Viel zu wenig Kanzleipersonal
Auch an Bezirksgerichten wirkt sich die Personalnot aus, wie die Präsidentin der Richtervereinigung, Sabine Matejka, kritisiert. Viele Kanzleikräfte wandern ab.
„Krone“: Was sind die vordringlichsten Probleme in Zivilgerichten?
Sabine Matejka: Wir haben zu wenig Kanzleipersonal. Alles dauert länger. Viele, vor allem jüngere Mitarbeiter, gehen weg. Andere Ämter bieten bessere Verdienstmöglichkeiten. Es entsteht ein Schneeballeffekt. Die, die weggegangen sind, besuchen ihre alten Kollegen, schwärmen, dass es an der neuen Stelle besser ist, und dann gehen weitere.
Gibt es auch technische Probleme?
Für zukünftige Entwicklungen, vor allem technischer Art, sind wir nicht gerüstet. Die technische Ausstattung müsste wesentlich verbessert werden. Im Regierungsprogramm steht zwar, dass es in Gerichten für mehr Kundenfreundlichkeit Service-Center geben soll. Aber das ist wegen der Personalnot oft kaum möglich.

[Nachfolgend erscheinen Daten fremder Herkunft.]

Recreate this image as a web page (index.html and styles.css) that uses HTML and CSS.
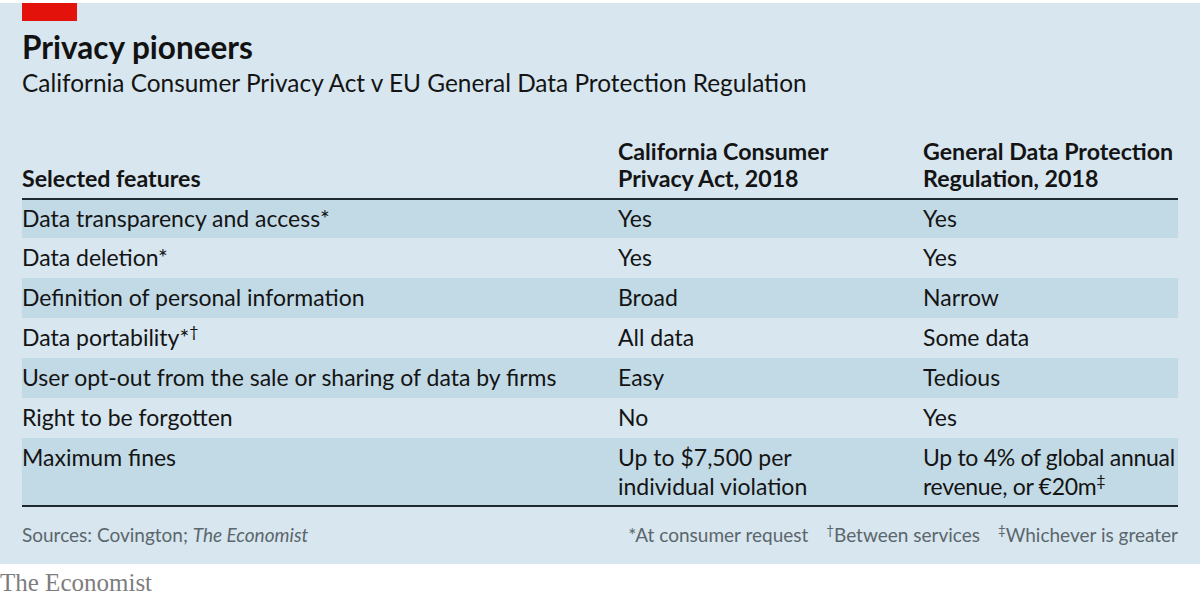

Wie wirkt sich eine geänderte Rechtslage auf die Arbeitsbelastung der Richter aus?
Das kommt immer wieder vor. Im Bezirksgericht Schwechat zum Beispiel gibt es Tausende Klagen wegen Fluggastrechten. Diese werden von Organisationen im Paket eingebracht und haben zur totalen Überlastung geführt.
Sind Bezirksgerichte ausreichend besetzt?
Laut Statistik für 2018 gab es an Bezirksgerichten 700 Richter-Planstellen. Laut Personalanforderung, errechnet aus dem Zeitaufwand pro Akt, müssten es 753 sein.